Why Was It Called Coronavirus? The Crown Connection

Coronaviruses get their name from the Latin word “corona,” meaning crown. When scientists first saw these viruses under an electron microscope in the 1960s, they noticed club-shaped spikes studding the surface of each viral particle, radiating outward like the points of a crown. That distinctive appearance stuck, and the name has been used for the entire family of viruses ever since.

What Scientists Saw Under the Microscope

In 1966, a Scottish virologist named June Almeida received a mysterious virus sample labeled B814 from collaborators studying common colds. Using a specialized electron microscopy technique she had pioneered, Almeida was able to visualize the virus for the first time. What she saw were halo-like structures surrounding each viral particle, resembling a solar corona, the glowing ring of light visible around the sun during a total eclipse.
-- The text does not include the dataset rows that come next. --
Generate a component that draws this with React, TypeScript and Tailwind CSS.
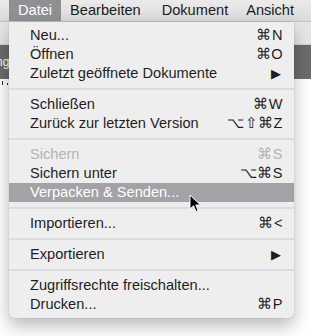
import React from 'react';

type Item =
  | { kind: 'sep' }
  | { kind: 'item'; label: string; key?: string; sub?: boolean; disabled?: boolean; active?: boolean };

const items: Item[] = [
  { kind: 'item', label: 'Neu...', key: '⌘N' },
  { kind: 'item', label: 'Öffnen', key: '⌘O' },
  { kind: 'item', label: 'Zuletzt geöffnete Dokumente', sub: true },
  { kind: 'sep' },
  { kind: 'item', label: 'Schließen', key: '⌘W' },
  { kind: 'item', label: 'Zurück zur letzten Version', key: '⌥⇧⌘Z' },
  { kind: 'sep' },
  { kind: 'item', label: 'Sichern', key: '⌘S', disabled: true },
  { kind: 'item', label: 'Sichern unter', key: '⌥⌘S' },
  { kind: 'item', label: 'Verpacken & Senden...', active: true },
  { kind: 'sep' },
  { kind: 'item', label: 'Importieren...', key: '⌘<' },
  { kind: 'sep' },
  { kind: 'item', label: 'Exportieren', sub: true },
  { kind: 'sep' },
  { kind: 'item', label: 'Zugriffsrechte freischalten...' },
  { kind: 'item', label: 'Drucken...', key: '⌘P' },
];

const Cursor: React.FC = () => (
  <svg width="13" height="19" viewBox="0 0 13 19" className="absolute left-[189px] top-[194px]">
    <path d="M1 1 L1 15 L4.5 11.8 L7 17.5 L9.2 16.5 L6.8 11 L11.5 11 Z" fill="#000" stroke="#fff" strokeWidth="1" strokeLinejoin="round" />
  </svg>
);

const App: React.FC = () => {
  return (
    <div className="relative w-[311px] h-[336px] overflow-hidden bg-white text-[14.6px] font-['Liberation_Sans',Arial,sans-serif]">
      {/* menu bar */}
      <div className="h-[22px] flex items-center bg-gradient-to-b from-[#ebebeb] to-[#dadada] border-b border-[#c4c4c4] text-[#1c1c1c]">
        <div className="ml-[9px] h-full px-[9px] flex items-center bg-[#8f8f94] text-white">Datei</div>
        <div className="ml-[9px]">Bearbeiten</div>
        <div className="ml-[21px]">Dokument</div>
        <div className="ml-[18px]">Ansicht</div>
      </div>
      {/* window behind */}
      <div className="h-[23px] bg-[#e6e6e6] border-b border-[#d0d0d0]" />
      <div className="h-[34px] bg-[#6c6c6c] flex items-center">
        <span className="ml-[-4px] text-[12px] text-white">ng</span>
      </div>
      <div className="h-[6px] bg-white flex items-end gap-[4px] pl-[2px]">
        <div className="w-px h-[4px] bg-[#333]" />
        <div className="w-px h-[2px] bg-[#333]" />
        <div className="w-px h-[2px] bg-[#333]" />
      </div>

      {/* dropdown */}
      <div className="absolute left-[9px] top-[22px] w-[285px] pt-[4px] pb-[4px] bg-[#eeeeee] rounded-b-[5px] shadow-[0_8px_18px_rgba(0,0,0,0.28),0_0_1px_rgba(0,0,0,0.35)]">
        {items.map((it, i) =>
          it.kind === 'sep' ? (
            <div key={i} className="h-[12px] flex items-center">
              <div className="w-full h-[2px] bg-[#dcdcdc]" />
            </div>
          ) : (
            <div
              key={i}
              className={
                'h-[19px] flex items-center justify-between pl-[21px] pr-[11px] ' +
                (it.active ? 'bg-[#a3a2a7] text-white' : it.disabled ? 'text-[#b4b4b4]' : 'text-[#1e1e1e]')
              }
            >
              <span>{it.label}</span>
              {it.key && <span className="tracking-[0.5px]">{it.key}</span>}
              {it.sub && <span className="text-[13px] mr-[2px]">▶</span>}
            </div>
          ),
        )}
      </div>
      <Cursor />
    </div>
  );
};

export default App;
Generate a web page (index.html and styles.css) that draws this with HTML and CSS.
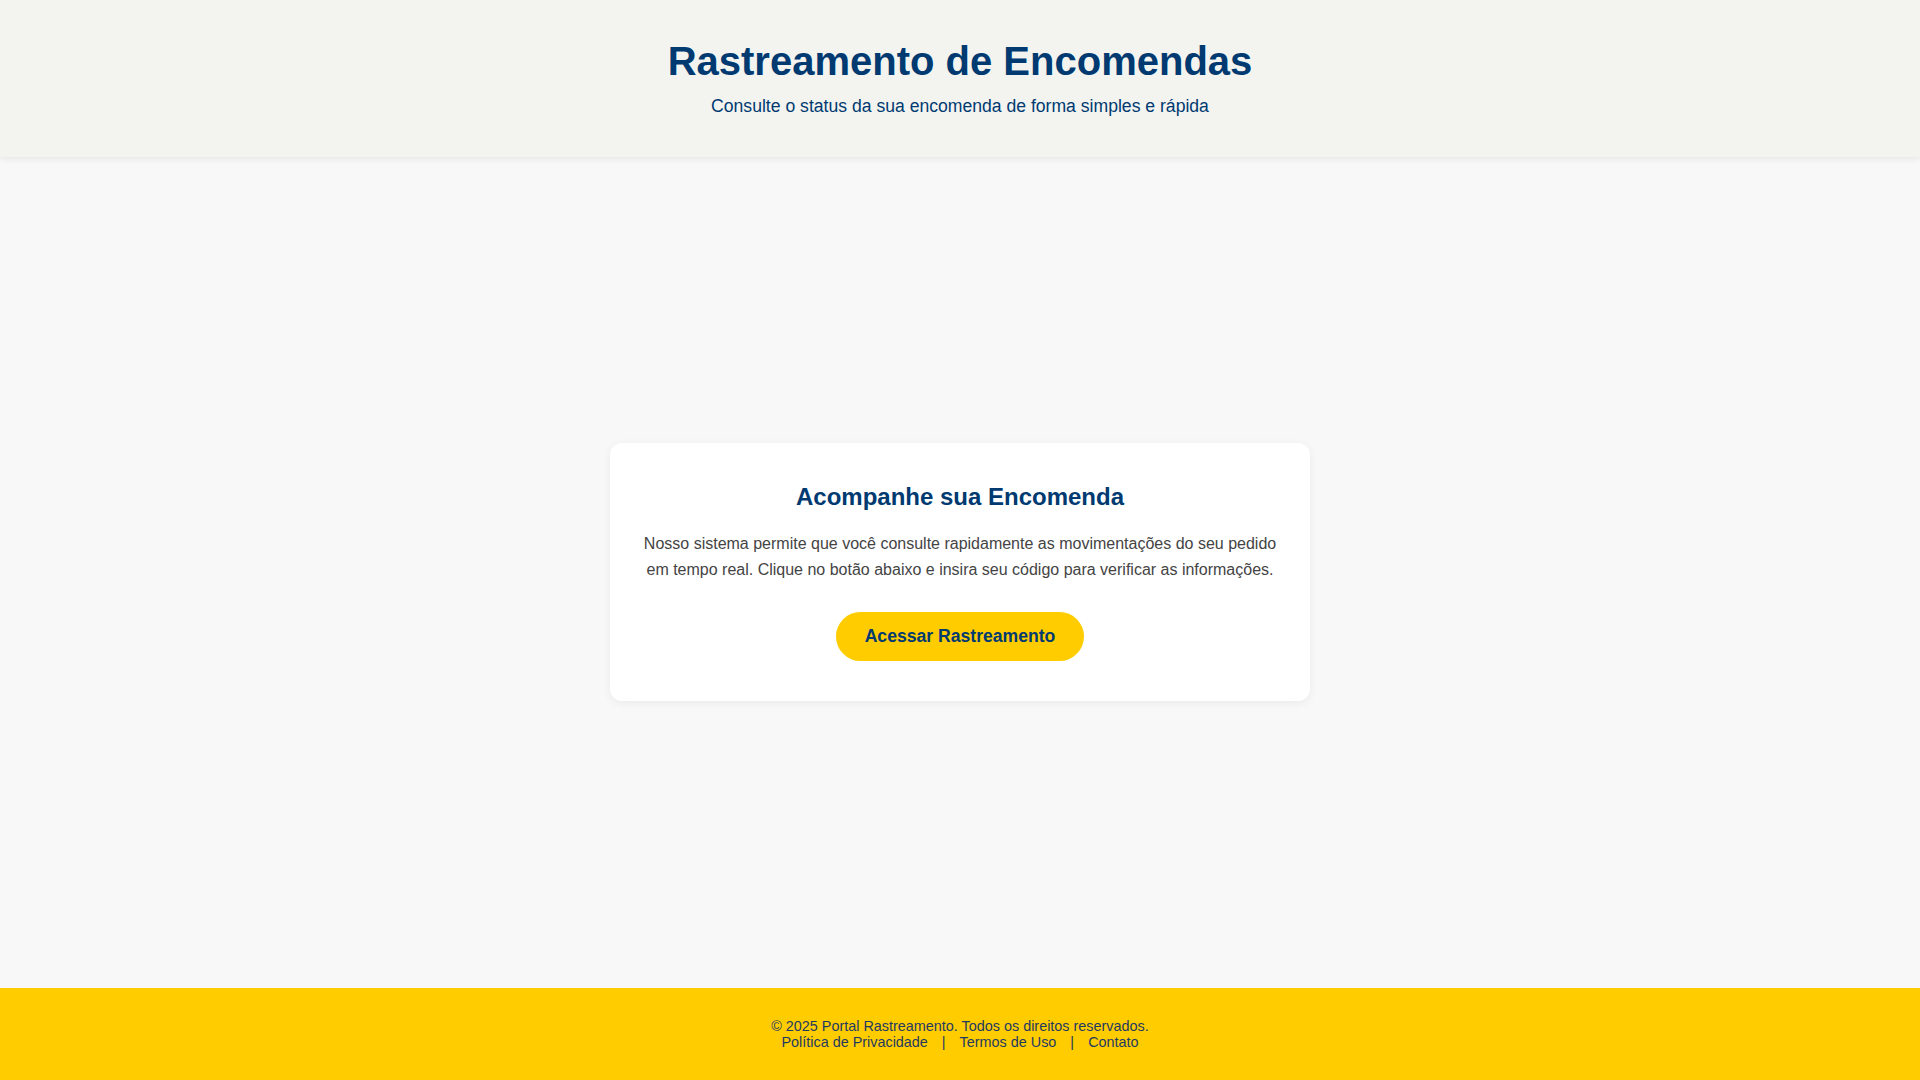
FILE: index.html
```html
<!DOCTYPE html>
<html lang="pt-BR">
<head>
<meta charset="UTF-8">
<title>Rastreamento de Encomendas</title>
<link rel="stylesheet" href="styles.css">
</head>
<body>
<header class="site-header">
  <h1 class="site-title">Rastreamento de Encomendas</h1>
  <p class="site-subtitle">Consulte o status da sua encomenda de forma simples e rápida</p>
</header>
<main class="main">
  <section class="card">
    <h2 class="card-title">Acompanhe sua Encomenda</h2>
    <p class="card-text">Nosso sistema permite que você consulte rapidamente as movimentações do seu pedido em tempo real. Clique no botão abaixo e insira seu código para verificar as informações.</p>
    <a class="btn" href="#">Acessar Rastreamento</a>
  </section>
</main>
<footer class="site-footer">
  <p class="footer-copy">© 2025 Portal Rastreamento. Todos os direitos reservados.</p>
  <p class="footer-links"><a href="#">Política de Privacidade</a> | <a href="#">Termos de Uso</a> | <a href="#">Contato</a></p>
</footer>
</body>
</html>
```
FILE: styles.css
```css
* { box-sizing: border-box; }
html, body { height: 100%; }
body {
  margin: 0;
  font-family: "Liberation Sans", Arial, sans-serif;
  background: #f8f8f8;
  color: #444;
  display: flex;
  flex-direction: column;
  min-height: 100vh;
}
.site-header {
  background: #f3f4f0;
  text-align: center;
  padding: 39px 16px 40px;
  box-shadow: 0 2px 6px rgba(0, 0, 0, 0.08);
  position: relative;
  z-index: 1;
}
.site-title {
  margin: 0 0 11.5px;
  font-size: 40px;
  font-weight: bold;
  color: #003a70;
}
.site-subtitle {
  margin: 0;
  font-size: 17.6px;
  color: #003a70;
}
.main {
  flex: 1;
  display: flex;
  align-items: center;
  justify-content: center;
  padding: 0 16px;
}
.card {
  width: 700px;
  background: #fff;
  border-radius: 12px;
  padding: 40px 32px;
  box-shadow: 0 2px 10px rgba(0, 0, 0, 0.06);
  text-align: center;
}
.card-title {
  margin: 0 0 19.5px;
  font-size: 24px;
  font-weight: bold;
  color: #003a70;
}
.card-text {
  margin: 0 0 28px;
  font-size: 16px;
  line-height: 1.65;
  color: #444;
}
.btn {
  display: inline-block;
  background: #ffcc00;
  color: #003a70;
  font-size: 17.6px;
  font-weight: bold;
  text-decoration: none;
  padding: 14.4px 28.8px;
  border-radius: 50px;
}
.site-footer {
  background: #ffcc00;
  text-align: center;
  padding: 30px 16px;
  font-size: 14.4px;
  color: #1f3a60;
}
.site-footer p { margin: 0; }
.footer-links a {
  color: #1f3a60;
  text-decoration: none;
  margin: 0 10px;
}
```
That visual resemblance is more than casual. Coronavirus particles are roughly spherical, wrapped in an outer layer of fatty membrane. Protruding from that membrane are glycoproteins, sugar-coated protein molecules that form club-shaped spikes across the entire surface. Under magnification, these spikes fan outward in every direction, creating what looks like a radiant crown or sunburst pattern. The comparison wasn’t just to any crown but specifically to the “radiate” style of crown, the kind with spokes or rays extending from a central band, mimicking the power of the sun. Ancient rulers wore that style deliberately, and the visual parallel was unmistakable to the researchers naming the virus.

How “Corona” Became Official

The word “corona” entered English in the 1500s, borrowed directly from Latin. It carried both the literal meaning of crown and the astronomical meaning, referring to the outermost layer of the sun’s atmosphere, which appears as a glowing white halo during an eclipse. When virologists chose the name “coronavirus,” they were drawing on both associations: the crown-like shape and the solar corona’s ring of light.

The International Committee on Taxonomy of Viruses, the body responsible for officially classifying and naming viruses, formally recognized the family Coronaviridae in 1975. By that point, multiple coronaviruses had been identified, most of them associated with mild respiratory illness. The family name locked in the crown metaphor for good, covering every virus in the group regardless of how severe or mild the disease it caused.

Why There Are So Many Coronavirus Names

“Coronavirus” refers to the entire family. Individual viruses within that family get their own names based on their genetic structure, which helps researchers develop diagnostic tests, vaccines, and treatments. This is why the virus behind the 2003 SARS outbreak has a specific name (SARS-CoV), and the virus responsible for the COVID-19 pandemic has another (SARS-CoV-2). The “CoV” in both names is shorthand for “coronavirus,” placing them within the same family tree.

SARS-CoV-2 was named on February 11, 2020, by the International Committee on Taxonomy of Viruses, because genetic analysis showed it was closely related to the original SARS coronavirus. On the same day, the World Health Organization gave the disease it causes a separate name: COVID-19, short for “coronavirus disease 2019.” This two-name system exists because viruses and diseases are named by different organizations for different purposes. Viruses are classified by genetic relationships. Diseases are named to help public health officials communicate about prevention, spread, and treatment.

The WHO also had a practical concern. Because the virus’s official name contained “SARS,” there was worry that using it publicly could trigger unnecessary fear, particularly in parts of Asia that were hit hardest by the 2003 SARS outbreak. For public communications, the WHO began referring to it simply as “the COVID-19 virus” rather than SARS-CoV-2.

The Spike That Gives the Crown Its Shape

The specific structure responsible for the crown appearance is the spike glycoprotein, often called the S protein. Each coronavirus particle is covered in these spike proteins, which protrude from the surface of the mature virus. They aren’t just decorative. The spike protein is the tool the virus uses to latch onto and enter human cells, which is why it became the primary target for COVID-19 vaccines. The vaccines teach your immune system to recognize the spike protein so it can neutralize the virus before infection takes hold.

It’s a fitting irony that the feature giving coronaviruses their regal name is also their most critical vulnerability. The crown-like spikes that inspired a generation of virologists in the 1960s turned out to be the key to fighting the deadliest pandemic coronavirus sixty years later.